START

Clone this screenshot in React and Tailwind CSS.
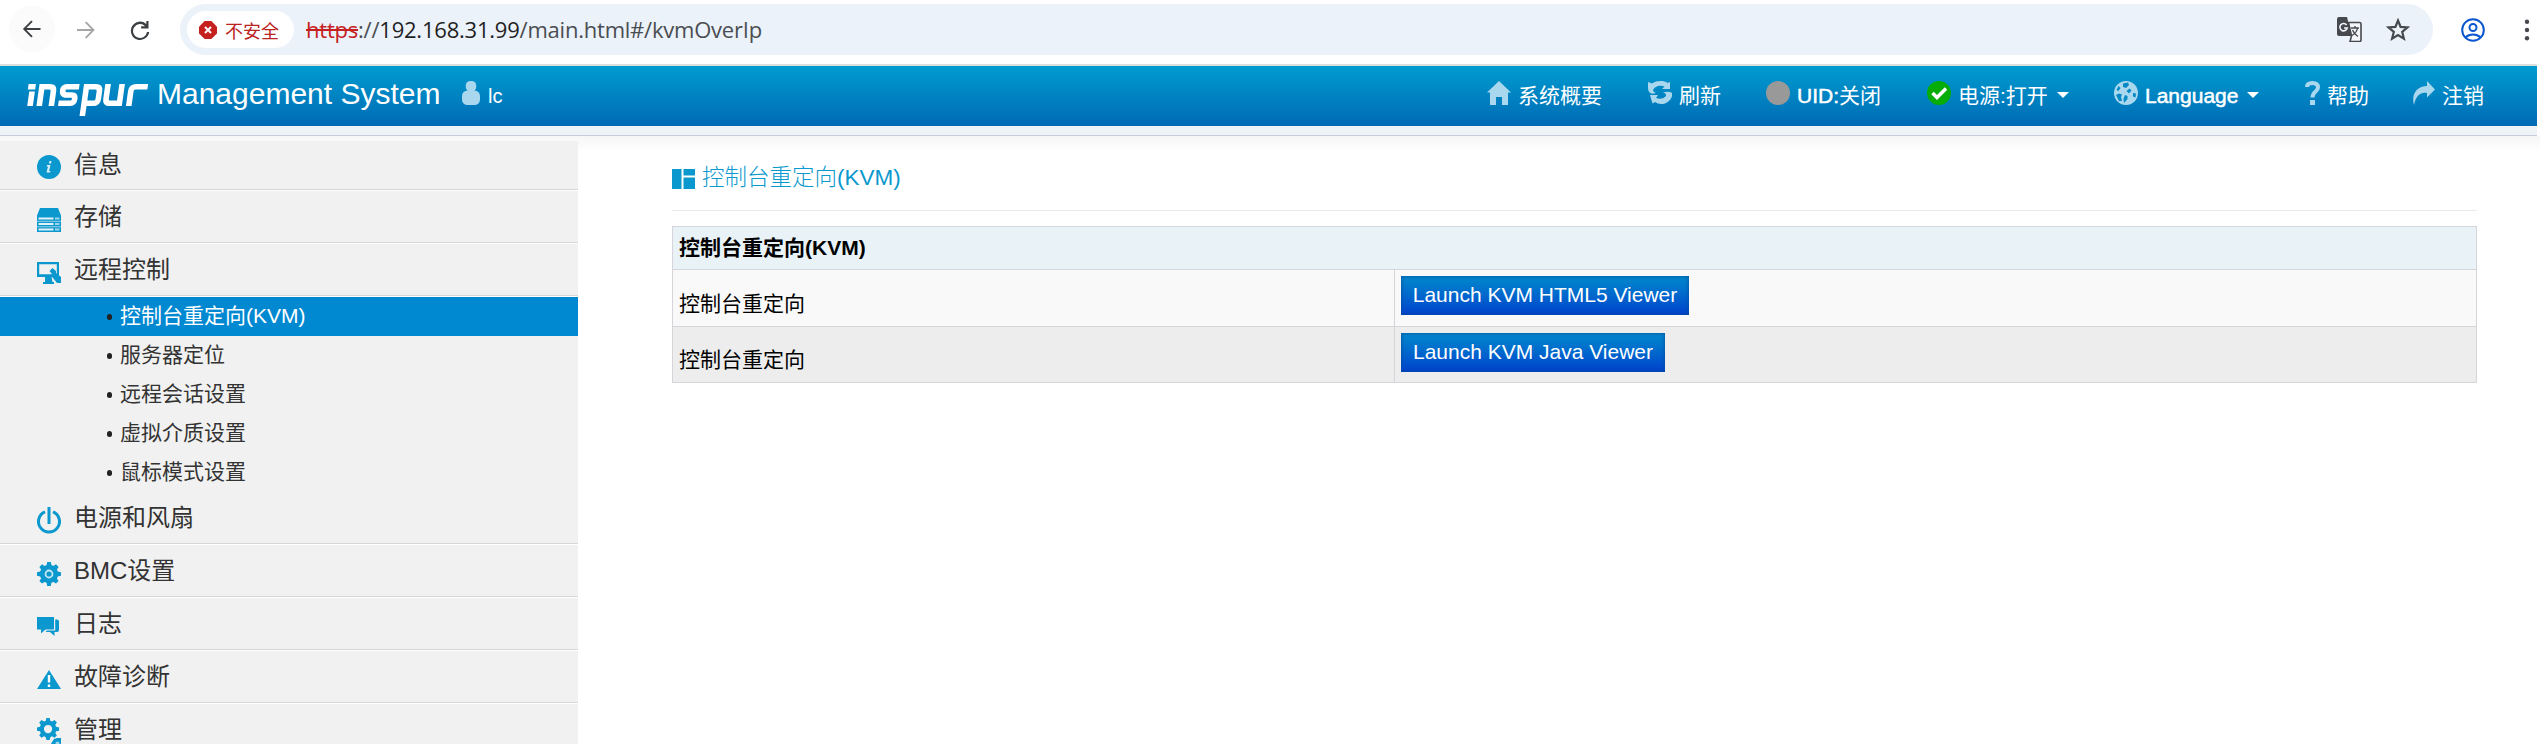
const Svg = ({ className, box = '0 0 24 24', children }) => (
  <svg viewBox={box} className={'block shrink-0 ' + className} fill="currentColor">
    {children}
  </svg>
);

const gear =
  'M10.2 0h3.6l.6 3 2 .9L19 2.300l2.600 2.600-1.700 2.600.9 2 3.200.7v3.600l-3.200.6-.9 2 1.700 2.600-2.600 2.600-2.600-1.700-2 .9-.6 3.200h-3.600l-.6-3.200-2-.9L5 21.600 2.400 19l1.700-2.600-.9-2L0 13.800v-3.600l3.200-.7.9-2L2.400 4.900 5 2.300l2.600 1.600 2-.9z';

function BrowserBar() {
  return (
    <div className="flex h-16 items-start bg-white pt-1 text-[#3c4043]">
      <div className="flex h-[51px] w-[180px] items-center">
        <div className="-mt-px ml-[9px] flex h-[46px] w-[46px] items-center justify-center rounded-full bg-[#fbfbfb]">
          <Svg className="h-6 w-6"><path d="M20.500 11H6.500l6.200-6.200L11.300 3.400 2.900 12l8.400 8.600 1.400-1.400L6.500 13h14z" /></Svg>
        </div>
        <Svg className="ml-[19px] h-6 w-6 text-[#a6a6a6]"><path d="M3 11h14.200L11 4.800l1.400-1.400L20.800 12l-8.400 8.600-1.400-1.400L17.200 13H3z" /></Svg>
        <Svg className="ml-[30px] h-6 w-6"><path d="M20.500 3v7.400h-7.400V8.200h4A7 7 0 1 0 19 14h2.200A9.200 9.200 0 1 1 18.300 6V3z" /></Svg>
      </div>
      <div className="flex h-[51px] w-[2253px] items-center rounded-full bg-[#ebf2fa] pl-[7px]">
        <div className="flex h-[37px] w-[107px] items-center rounded-full bg-white pl-3 text-[#b9221d]">
          <Svg className="h-[18px] w-[18px]">
            <path d="M7.500 0h9L24 7.500v9L16.500 24h-9L0 16.500v-9z" fill="#c5221f" />
            <path d="M8 8l8 8M16 8l-8 8" stroke="#fff" strokeWidth="2.600" />
          </Svg>
          <span className="ml-2 font-['Noto_Sans_CJK_SC',sans-serif] text-[18px] leading-none">不安全</span>
        </div>
        <div className="-mt-[2px] ml-[12px] whitespace-nowrap font-['Open_Sans',sans-serif] text-[22px] leading-none tracking-[-0.010em] text-[#4a4d51]">
          <span className="text-[#c5221f] line-through">https</span>://<span className="text-[#1f1f1f]">192.168.31.99</span>/main.html#/kvmOverIp
        </div>
        <div className="ml-auto mr-[23px] flex items-center gap-[24px]">
          <svg viewBox="0 0 25 25" className="h-[25px] w-[25px]">
            <path d="M2 0h8l4.500 19H2a2 2 0 0 1-2-2V2a2 2 0 0 1 2-2z" fill="#46494d" />
            <path d="M11.500 5.500h11a1.500 1.500 0 0 1 1.500 1.500v16a1.500 1.500 0 0 1-1.500 1.500H13L14.500 19z" fill="#f4f6fa" stroke="#46494d" strokeWidth="1.600" />
            <path d="M9.600 8A3.700 3.700 0 1 0 10.200 11H7" fill="none" stroke="#f4f6fa" strokeWidth="1.600" />
            <path d="M14 11h8M18 9v2M20.500 11c-.5 3.500-3 6-5.500 7.500M15.500 13c1 2.500 3 5 5.500 6.500" fill="none" stroke="#46494d" strokeWidth="1.400" />
          </svg>
          <svg viewBox="0 0 24 24" className="h-[24px] w-[24px]">
            <path d="M12 2.500l2.600 6.400 6.900.5-5.300 4.500 1.700 6.700L12 17l-5.900 3.600 1.700-6.700-5.300-4.500 6.900-.5z" fill="none" stroke="#46494d" strokeWidth="2.200" />
          </svg>
        </div>
      </div>
      <div className="flex h-[51px] items-center pl-[28px]">
        <svg viewBox="0 0 24 24" className="h-6 w-6" fill="none" stroke="#0b57d0" strokeWidth="2">
          <circle cx="12" cy="12" r="10.800" />
          <circle cx="12" cy="9.500" r="3.500" />
          <path d="M4.500 19.500c4-4 11-4 15 0" />
        </svg>
        <svg viewBox="0 0 6 24" className="ml-[39px] h-6 w-[6px]" fill="#46494d">
          <circle cx="3" cy="3.700" r="2.200" />
          <circle cx="3" cy="12" r="2.200" />
          <circle cx="3" cy="20.300" r="2.200" />
        </svg>
      </div>
    </div>
  );
}

const Caret = () => (
  <svg viewBox="0 0 12 6" className="ml-[9px] mt-[3px] h-[6px] w-3 shrink-0" fill="#fff"><path d="M0 0h12L6 6z" /></svg>
);

const Latin = ({ children }) => <span className="[-webkit-text-stroke:0.5px_#fff]">{children}</span>;

function NavItem({ icon, label, caret, width }) {
  return (
    <div className={'flex items-center ' + width}>
      <div className="flex items-center gap-[7px]">
        {icon}
        <span className="mt-[4px] whitespace-nowrap">{label}</span>
      </div>
      {caret && <Caret />}
    </div>
  );
}

function Header() {
  const ic = 'h-6 w-6 text-[#a9d8ee]';
  return (
    <header className="flex h-[62px] w-[2537px] border-t-2 border-[#dcdfdd] bg-linear-to-b from-[#009ccf] to-[#006ab5] text-white">
      <div className="flex h-[54px] w-[1487px] items-center">
        <svg viewBox="0 0 121 34" className="ml-[27px] mt-[11px] h-[34px] w-[121px] overflow-visible" fill="none" stroke="#fff" strokeWidth="5.600">
          <g transform="translate(3.400 0) skewX(-8)">
            <path d="M3 9.500V24" />
            <path d="M-1.500 4.700H5.800" />
            <path d="M12.200 24V4.700H20q4.300 0 4.300 4.300V24" />
            <path d="M49.500 4.700H37q-3.500 0-3.500 3.700T37 13h6q3.700 0 3.700 4T43 21.300H31" />
            <path d="M56.700 34V4.700H66q4.300 0 4.300 4V17q0 4.300-4.300 4.300h-7" />
            <path d="M78 2v15q0 4.300 4.300 4.300H92M92 2v22" />
            <path d="M101.700 24V9q0-4.300 4.300-4.300h12" />
          </g>
        </svg>
        <span className="ml-[9px] mt-[1px] w-[283px] whitespace-nowrap text-[30px] leading-none">Management System</span>
        <Svg className="ml-[22px] h-6 w-[18px] text-[#a9d8ee]" box="0 0 18 24">
          <rect x="3.800" y="0" width="10.400" height="10.500" rx="4.500" />
          <rect x="0" y="9.500" width="18" height="14.500" rx="5.500" />
        </Svg>
        <span className="ml-[8px] mt-[5px] text-[20px] leading-none">lc</span>
      </div>
      <nav className="flex h-[54px] items-center text-[21px] leading-none">
        <NavItem width="w-[161px]" label="系统概要" icon={<Svg className={ic}><path d="M12 0L0 11.500h3V24h6v-8h6v8h6V11.500h3z" /></Svg>} />
        <NavItem width="w-[118px]" label="刷新" icon={
          <Svg className={ic}>
            <path d="M0 1l4 1.500C8-.5 16-.8 19.500 2L22 1v7h-8l2.500-2.500C12 3.500 6 5.500 5 9.500q1 2 3 2.500-3.500 1.500-6 0Q0 10.500 0 7z" />
            <path d="M24 12v3q-1 5-7 7.500-6 1.500-10-1.500l-2.500 1.500L2 14h8l-2 3q6 2 9.500-1.500Q19.500 13 15 11.500q4-1 7-.5z" />
          </Svg>
        } />
        <NavItem width="w-[161px]" label={<><Latin>UID:</Latin>关闭</>} icon={<Svg className="h-6 w-6 text-[#999]"><circle cx="12" cy="12" r="12" /></Svg>} />
        <NavItem width="w-[187px]" caret label="电源:打开" icon={
          <Svg className="h-6 w-6 text-[#06ad06]">
            <circle cx="12" cy="12" r="12" />
            <path d="M5.500 12l4.500 4.500L19 7.500" fill="none" stroke="#fff" strokeWidth="3.500" />
          </Svg>
        } />
        <NavItem width="w-[191px]" caret label={<Latin>Language</Latin>} icon={
          <Svg className={ic}>
            <circle cx="12" cy="12" r="12" />
            <path d="M9 2.500l5-1 1 2.500-3 3-3-1zM2.500 9l2-4 2 2-2 3zM12.500 10l3-2.500 2 2-2.500 3zM19 12l3 .5-.5 4-2.500-1zM2 14l3-1.500 3 1-1 2.500 1 4-3 0zM11 14l2.500 1v3L10 22l-.5-4z" fill="#0489c5" />
          </Svg>
        } />
        <NavItem width="w-[108px]" label="帮助" icon={
          <Svg className="h-6 w-[15px] text-[#a9d8ee]" box="0 0 15 24">
            <path d="M2 6q0-4 5.500-4T13 6.500c0 4-5.500 4-5.500 10" fill="none" stroke="currentColor" strokeWidth="4" />
            <rect x="5" y="19" width="5" height="5" />
          </Svg>
        } />
        <NavItem width="w-[100px]" label="注销" icon={<Svg className="h-6 w-[22px] text-[#a9d8ee]" box="0 0 22 24"><path d="M14 0l8 8.500-8 8V12C7 11 3 15 1 24-2 13 4 5 14 5z" /></Svg>} />
      </nav>
    </header>
  );
}

const blue = 'text-[#0a98ce]';
const icons = {
  info: (
    <Svg className={'h-6 w-6 ' + blue}>
      <circle cx="12" cy="12" r="12" />
      <path d="M12.500 6h2l-.5 2.500h-2zM10 10h3.500L12 16h1.500l-.4 1.500H9.500L11 11.500H9.700z" fill="#d9eef7" />
    </Svg>
  ),
  storage: (
    <Svg className={'h-6 w-6 ' + blue}>
      <path d="M3 0h18l3 7.500V24H0V7.500z" />
      <path d="M1.500 10.500h15M1.500 16h15M1.500 21.500h15" stroke="#e3f2f8" strokeWidth="2.200" />
      <path d="M18 10.500h4.500M18 16h4.500M18 21.500h4.500" stroke="#9fd5ea" strokeWidth="2.200" />
      <path d="M0 13.300h24M0 18.800h24" stroke="#a9d8ea" strokeWidth=".9" />
    </Svg>
  ),
  remote: (
    <Svg className={'h-[22px] w-6 ' + blue} box="0 0 24 22">
      <path fillRule="evenodd" d="M0 0h22v15H0zM2.200 2.200v10h17.600v-10z" />
      <path d="M8 15h6.500l1 5H17v2H6v-2h2z" />
      <path d="M12.500 9l3-3L19 9v2l5 4v6h-4l-4-5-3-2 2-2z" />
    </Svg>
  ),
  power: (
    <Svg className={'h-[27px] w-6 ' + blue} box="0 0 24 27">
      <path d="M8 4.800a10.500 10.500 0 1 0 8 0M12 0v17" fill="none" stroke="currentColor" strokeWidth="3" />
    </Svg>
  ),
  gear: (
    <Svg className={'h-6 w-6 ' + blue}>
      <path d={gear} />
      <circle cx="12" cy="12" r="3.500" fill="none" stroke="#c5e6f2" strokeWidth="1.800" />
    </Svg>
  ),
  log: (
    <Svg className={'h-[19px] w-6 ' + blue} box="0 0 24 19">
      <path d="M0 0h17v12.500H8.500L4 16.500v-4H0z" />
      <path d="M18.200 2.500H20q2 0 2 2V13q0 2-2 2h-2.500v4L13 15H8.500l1.500-1.500h8.200z" />
    </Svg>
  ),
  warn: (
    <Svg className={'h-[19px] w-6 ' + blue} box="0 0 24 19">
      <path d="M12 0l12 19H0z" />
      <path d="M12 5v7.500M12 14.500V17" stroke="#fff" strokeWidth="2.400" />
    </Svg>
  ),
  manage: (
    <Svg className={'h-[32px] w-6 ' + blue} box="0 0 24 32">
      <path fillRule="evenodd" d={gear + 'M12 7.500a4.500 4.500 0 1 0 0 9 4.500 4.500 0 1 0 0-9z'} transform="scale(.92)" />
      <path d="M15 24l2-3 3-1h4v9h-8l-2-3z" />
      <circle cx="20.500" cy="25.500" r="2" fill="#9fd5ea" />
    </Svg>
  ),
};

function MenuItem({ icon, label, height = 'h-[53px]', iconPad = 'pt-[6px]' }) {
  return (
    <div className={'flex shrink-0 flex-col ' + height}>
      <div className="flex grow items-center pl-[37px]">
        <div className={iconPad}>{icons[icon]}</div>
        <span className="ml-[13px] text-[24px] leading-none">{label}</span>
      </div>
      <div className="h-[2px] border-b border-t border-b-white border-t-[#d6d6d6]" />
    </div>
  );
}

function SubItem({ label, active }) {
  return (
    <div className={'flex h-[39px] shrink-0 items-center pb-[2px] pl-[107px] text-[21px] leading-none ' + (active ? 'bg-[#0088d1] text-white' : '')}>
      <span className="mr-[8px] mt-[2px] h-[6px] w-[5px] rounded-full bg-[#222]" />
      {label}
    </div>
  );
}

function Sidebar() {
  return (
    <aside className="mt-[5px] flex h-[603px] w-[578px] flex-col overflow-hidden bg-[#f1f1f1] text-[#333]">
      <MenuItem icon="info" label="信息" height="h-[50px]" iconPad="pt-[3px]" />
      <MenuItem icon="storage" label="存储" />
      <MenuItem icon="remote" label="远程控制" />
      <SubItem label="控制台重定向(KVM)" active />
      <SubItem label="服务器定位" />
      <SubItem label="远程会话设置" />
      <SubItem label="虚拟介质设置" />
      <SubItem label="鼠标模式设置" />
      <MenuItem icon="power" label="电源和风扇" />
      <MenuItem icon="gear" label="BMC设置" />
      <MenuItem icon="log" label="日志" />
      <MenuItem icon="warn" label="故障诊断" />
      <MenuItem icon="manage" label="管理" iconPad="pt-[9px]" />
    </aside>
  );
}

function Row({ label, button, width, className }) {
  return (
    <div className={'flex border-t border-[#d6d6da] ' + className}>
      <div className="flex w-[722px] items-end border-r border-[#d6d6da] pb-[12px] pl-[6px] leading-none">{label}</div>
      <div className="pl-[6px] pt-[6px]">
        <button className={'block h-[39px] whitespace-nowrap bg-linear-to-b from-[#0088cc] to-[#003fcc] pb-[2px] text-[21px] leading-none text-white shadow-[inset_0_0_4px_#004d9a] ' + width}>
          {button}
        </button>
      </div>
    </div>
  );
}

function Main() {
  return (
    <main className="ml-[94px] w-[1805px] text-[21px] text-black">
      <div className="flex h-[75px] items-start border-b border-[#ebebeb] pt-[28px] text-[#0a98ce]">
        <Svg className="mt-[5px] h-[20px] w-[23px]" box="0 0 23 20"><path d="M0 0h9.500v20H0zM11.500 0H23v6.500H11.500zM11.500 8.500H23V20H11.500z" /></Svg>
        <h1 className="ml-[7px] mt-[3px] text-[22.500px] font-light leading-none">控制台重定向(KVM)</h1>
      </div>
      <div className="mt-[15px] border border-[#d6d6da]">
        <div className="flex h-[42px] items-center bg-[#e9f2f6] pb-[2px] pl-[6px] font-bold leading-none">控制台重定向(KVM)</div>
        <Row label="控制台重定向" button="Launch KVM HTML5 Viewer" width="w-[288px]" className="h-[57px] bg-[#f9f9f9]" />
        <Row label="控制台重定向" button="Launch KVM Java Viewer" width="w-[264px]" className="h-[56px] bg-[#ededed]" />
      </div>
    </main>
  );
}

export default function App() {
  return (
    <div className="h-[744px] w-[2540px] overflow-hidden bg-white font-['Liberation_Sans','Noto_Sans_CJK_SC',sans-serif]">
      <BrowserBar />
      <Header />
      <div className="h-[10px] w-[2537px] border-b border-[#c6ccdc] bg-[#eff2f7]" />
      <div className="flex h-[608px] bg-[linear-gradient(to_bottom,#f6f6f6,#ffffff_16px)]">
        <Sidebar />
        <Main />
      </div>
    </div>
  );
}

END

Repeat exactly and only the lines from the start of the data above through the line that holds "2.300l2.600 1.600 2-.9z';", inclusive. Pictures do not belong in the copy.

Clone this screenshot in React and Tailwind CSS.
const Svg = ({ className, box = '0 0 24 24', children }) => (
  <svg viewBox={box} className={'block shrink-0 ' + className} fill="currentColor">
    {children}
  </svg>
);

const gear =
  'M10.2 0h3.6l.6 3 2 .9L19 2.300l2.600 2.600-1.700 2.600.9 2 3.200.7v3.600l-3.200.6-.9 2 1.700 2.600-2.600 2.600-2.600-1.700-2 .9-.6 3.200h-3.600l-.6-3.200-2-.9L5 21.600 2.400 19l1.700-2.600-.9-2L0 13.800v-3.600l3.200-.7.9-2L2.400 4.900 5 2.300l2.600 1.600 2-.9z';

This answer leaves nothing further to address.